As for the reading assignment you’ve suggested, that might happen, but I’d like to know how he or she defines success in the first place.
Maybe they shouldn’t have a say until they’re older and (bud)wiser… Most people don’t grow up until their 40′s.
Yes, and by that time, they’ve already been indoctrinated until whatever their community says is right. So they never really have a choice. That means that when the older generation decides what the goals of society should be, they are not deciding just for themselves and other willing participants, but also for others who don’t get much choice in the matter. I’m not saying that this is inherently bad, but rather that it means that they have to choose the goals with this in mind; the arbitrary whims of a particular generation won’t cut it.
Because there’s also the problem that even if the correlation holds based on whatever definition of success (as well as chastity) the author chooses, it might not be any particular reason to choose it as a goal.
Someone memorized the language debaters use in TV.
“Completely baseless” sounds so good.
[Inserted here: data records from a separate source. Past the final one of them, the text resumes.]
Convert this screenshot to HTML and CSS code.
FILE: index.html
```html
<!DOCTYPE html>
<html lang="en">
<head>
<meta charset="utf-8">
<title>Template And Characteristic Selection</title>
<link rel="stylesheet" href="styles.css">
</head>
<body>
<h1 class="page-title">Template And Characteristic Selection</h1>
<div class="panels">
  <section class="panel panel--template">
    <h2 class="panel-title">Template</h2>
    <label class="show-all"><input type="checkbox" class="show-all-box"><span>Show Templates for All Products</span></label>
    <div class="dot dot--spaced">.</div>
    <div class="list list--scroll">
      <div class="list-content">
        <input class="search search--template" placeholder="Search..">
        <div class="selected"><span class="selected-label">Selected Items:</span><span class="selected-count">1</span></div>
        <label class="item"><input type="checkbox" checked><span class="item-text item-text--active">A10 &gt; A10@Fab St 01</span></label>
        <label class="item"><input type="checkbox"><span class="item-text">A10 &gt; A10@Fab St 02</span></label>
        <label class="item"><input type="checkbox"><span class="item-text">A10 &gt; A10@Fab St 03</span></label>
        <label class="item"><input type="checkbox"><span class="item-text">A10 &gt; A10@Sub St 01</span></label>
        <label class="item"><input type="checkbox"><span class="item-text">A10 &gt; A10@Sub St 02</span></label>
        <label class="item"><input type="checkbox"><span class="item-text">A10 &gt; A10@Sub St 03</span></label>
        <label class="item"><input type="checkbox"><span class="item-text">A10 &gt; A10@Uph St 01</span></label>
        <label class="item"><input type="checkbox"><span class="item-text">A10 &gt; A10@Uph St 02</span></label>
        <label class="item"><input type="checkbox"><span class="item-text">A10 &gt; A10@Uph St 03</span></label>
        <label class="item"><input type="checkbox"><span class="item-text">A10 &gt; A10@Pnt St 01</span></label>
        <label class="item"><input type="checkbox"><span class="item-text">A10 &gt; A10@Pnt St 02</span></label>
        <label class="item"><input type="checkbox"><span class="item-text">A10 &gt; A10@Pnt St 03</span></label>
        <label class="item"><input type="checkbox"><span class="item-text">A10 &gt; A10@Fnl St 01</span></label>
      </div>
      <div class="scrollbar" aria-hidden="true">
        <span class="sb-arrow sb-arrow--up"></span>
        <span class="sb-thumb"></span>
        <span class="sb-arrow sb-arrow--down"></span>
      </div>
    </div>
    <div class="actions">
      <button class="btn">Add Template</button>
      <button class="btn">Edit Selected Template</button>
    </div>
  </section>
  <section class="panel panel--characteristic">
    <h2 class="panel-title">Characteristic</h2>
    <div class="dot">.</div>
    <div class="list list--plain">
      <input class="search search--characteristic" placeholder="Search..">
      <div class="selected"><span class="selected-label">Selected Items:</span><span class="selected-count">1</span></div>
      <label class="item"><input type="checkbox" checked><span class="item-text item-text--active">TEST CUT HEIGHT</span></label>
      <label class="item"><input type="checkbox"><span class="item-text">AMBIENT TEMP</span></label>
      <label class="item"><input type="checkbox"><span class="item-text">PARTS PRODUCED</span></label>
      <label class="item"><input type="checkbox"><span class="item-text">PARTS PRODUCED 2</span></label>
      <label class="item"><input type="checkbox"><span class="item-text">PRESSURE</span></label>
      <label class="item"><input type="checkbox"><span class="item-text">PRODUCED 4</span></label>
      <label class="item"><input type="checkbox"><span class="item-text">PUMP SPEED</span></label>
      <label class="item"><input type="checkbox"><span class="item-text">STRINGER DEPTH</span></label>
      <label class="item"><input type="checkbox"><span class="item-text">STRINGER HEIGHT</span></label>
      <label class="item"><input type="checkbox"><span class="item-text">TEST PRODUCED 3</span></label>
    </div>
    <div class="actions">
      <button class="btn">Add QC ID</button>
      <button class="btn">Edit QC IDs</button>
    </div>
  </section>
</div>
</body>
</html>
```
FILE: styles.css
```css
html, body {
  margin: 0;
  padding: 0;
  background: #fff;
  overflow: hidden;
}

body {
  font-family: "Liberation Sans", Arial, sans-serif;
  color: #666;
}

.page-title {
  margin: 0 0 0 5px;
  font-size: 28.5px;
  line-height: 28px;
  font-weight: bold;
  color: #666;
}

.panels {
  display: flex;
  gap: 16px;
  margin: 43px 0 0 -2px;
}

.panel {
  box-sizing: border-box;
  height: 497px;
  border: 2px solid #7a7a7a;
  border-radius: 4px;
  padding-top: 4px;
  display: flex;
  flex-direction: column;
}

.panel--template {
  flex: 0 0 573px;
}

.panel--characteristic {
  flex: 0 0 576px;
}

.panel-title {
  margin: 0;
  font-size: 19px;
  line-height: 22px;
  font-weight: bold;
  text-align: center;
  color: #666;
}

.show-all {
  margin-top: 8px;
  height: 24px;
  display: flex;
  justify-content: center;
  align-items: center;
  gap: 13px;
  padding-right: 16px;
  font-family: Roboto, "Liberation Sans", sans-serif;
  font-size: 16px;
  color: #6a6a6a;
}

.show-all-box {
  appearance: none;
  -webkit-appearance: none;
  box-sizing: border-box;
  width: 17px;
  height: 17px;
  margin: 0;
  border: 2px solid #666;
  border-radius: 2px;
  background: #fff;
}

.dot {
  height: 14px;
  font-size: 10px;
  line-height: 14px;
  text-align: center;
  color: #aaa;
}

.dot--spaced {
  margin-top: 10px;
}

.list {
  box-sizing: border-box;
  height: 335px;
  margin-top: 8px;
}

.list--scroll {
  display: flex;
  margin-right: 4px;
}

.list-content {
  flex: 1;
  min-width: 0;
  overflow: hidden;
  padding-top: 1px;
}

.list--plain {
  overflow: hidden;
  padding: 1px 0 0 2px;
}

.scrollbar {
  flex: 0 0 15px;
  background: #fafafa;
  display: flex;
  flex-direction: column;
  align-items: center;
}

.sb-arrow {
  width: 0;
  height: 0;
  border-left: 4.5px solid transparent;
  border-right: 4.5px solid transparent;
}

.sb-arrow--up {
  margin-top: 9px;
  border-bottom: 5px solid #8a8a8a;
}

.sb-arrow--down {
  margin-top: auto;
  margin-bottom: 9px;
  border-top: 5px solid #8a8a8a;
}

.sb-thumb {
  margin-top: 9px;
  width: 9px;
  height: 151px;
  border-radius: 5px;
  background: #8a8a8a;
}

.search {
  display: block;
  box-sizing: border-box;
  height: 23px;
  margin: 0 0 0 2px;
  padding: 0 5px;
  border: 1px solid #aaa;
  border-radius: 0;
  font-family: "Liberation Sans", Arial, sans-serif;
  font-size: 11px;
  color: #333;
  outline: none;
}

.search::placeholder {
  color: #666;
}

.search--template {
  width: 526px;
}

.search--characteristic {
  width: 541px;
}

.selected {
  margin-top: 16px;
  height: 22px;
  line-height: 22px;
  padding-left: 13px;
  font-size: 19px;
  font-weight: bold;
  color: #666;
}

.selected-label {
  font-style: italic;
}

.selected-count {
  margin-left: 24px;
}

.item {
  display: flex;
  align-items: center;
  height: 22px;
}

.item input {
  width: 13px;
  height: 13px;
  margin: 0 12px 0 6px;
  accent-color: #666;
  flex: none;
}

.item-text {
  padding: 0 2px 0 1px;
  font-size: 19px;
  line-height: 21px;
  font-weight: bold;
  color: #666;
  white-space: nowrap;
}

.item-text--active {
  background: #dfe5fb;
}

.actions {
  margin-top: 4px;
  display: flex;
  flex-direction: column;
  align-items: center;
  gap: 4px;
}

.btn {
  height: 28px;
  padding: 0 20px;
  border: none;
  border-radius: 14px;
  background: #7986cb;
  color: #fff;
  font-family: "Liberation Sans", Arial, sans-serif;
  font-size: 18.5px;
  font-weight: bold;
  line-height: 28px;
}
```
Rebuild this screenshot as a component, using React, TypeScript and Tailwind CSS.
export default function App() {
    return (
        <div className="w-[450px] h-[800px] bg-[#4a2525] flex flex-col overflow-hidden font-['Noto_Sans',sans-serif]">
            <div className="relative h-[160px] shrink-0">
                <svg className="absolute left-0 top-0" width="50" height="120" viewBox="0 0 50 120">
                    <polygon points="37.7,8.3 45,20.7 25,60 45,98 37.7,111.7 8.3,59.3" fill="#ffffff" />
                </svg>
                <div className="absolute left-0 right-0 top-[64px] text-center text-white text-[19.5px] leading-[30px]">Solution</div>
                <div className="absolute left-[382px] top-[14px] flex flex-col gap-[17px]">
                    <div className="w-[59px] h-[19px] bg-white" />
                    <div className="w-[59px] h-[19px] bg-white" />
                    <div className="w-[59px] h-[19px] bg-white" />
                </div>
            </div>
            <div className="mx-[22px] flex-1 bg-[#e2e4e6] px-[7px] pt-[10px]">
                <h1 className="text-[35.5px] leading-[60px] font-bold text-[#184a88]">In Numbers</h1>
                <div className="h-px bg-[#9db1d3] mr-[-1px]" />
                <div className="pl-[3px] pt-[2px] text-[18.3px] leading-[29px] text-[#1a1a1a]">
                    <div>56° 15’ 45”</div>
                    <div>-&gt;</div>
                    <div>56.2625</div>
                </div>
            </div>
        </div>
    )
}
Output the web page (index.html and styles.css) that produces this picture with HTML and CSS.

Equality means not having inequality. Freedom means not having restrictions. Those aren’t goals, they’re fears.
Would you prefer “obviously wrong”? It’s the same thing really.
So you think that it’s somehow obvious that *inequality* is the positive while *equality* is the negative? Even the language proves you wrong there. And you think it’s obvious that freedom is just the absence of something? In a technical sense yes, but then restrictions are themselves negative; they’re forces that prevent you from doing things.
In any case, you haven’t said anything to suggest that equality and freedom can’t be goals. And clearly they can. They correspond to some possible situation, and the goal is simply to get us to that situation. That’s all it is.
What is the goal?
That seems very clear to me. That’s a goal; specifics to this end are methods. Maybe “person” got that confused? He/she seems very confused, which is normal for a feminist.
Actually, it’s extremely vague and non-committal. “have a place”? What place? “complement each other”? What does that mean. And you can’t get much vaguer than “sacred”, especially if you’re not even religious.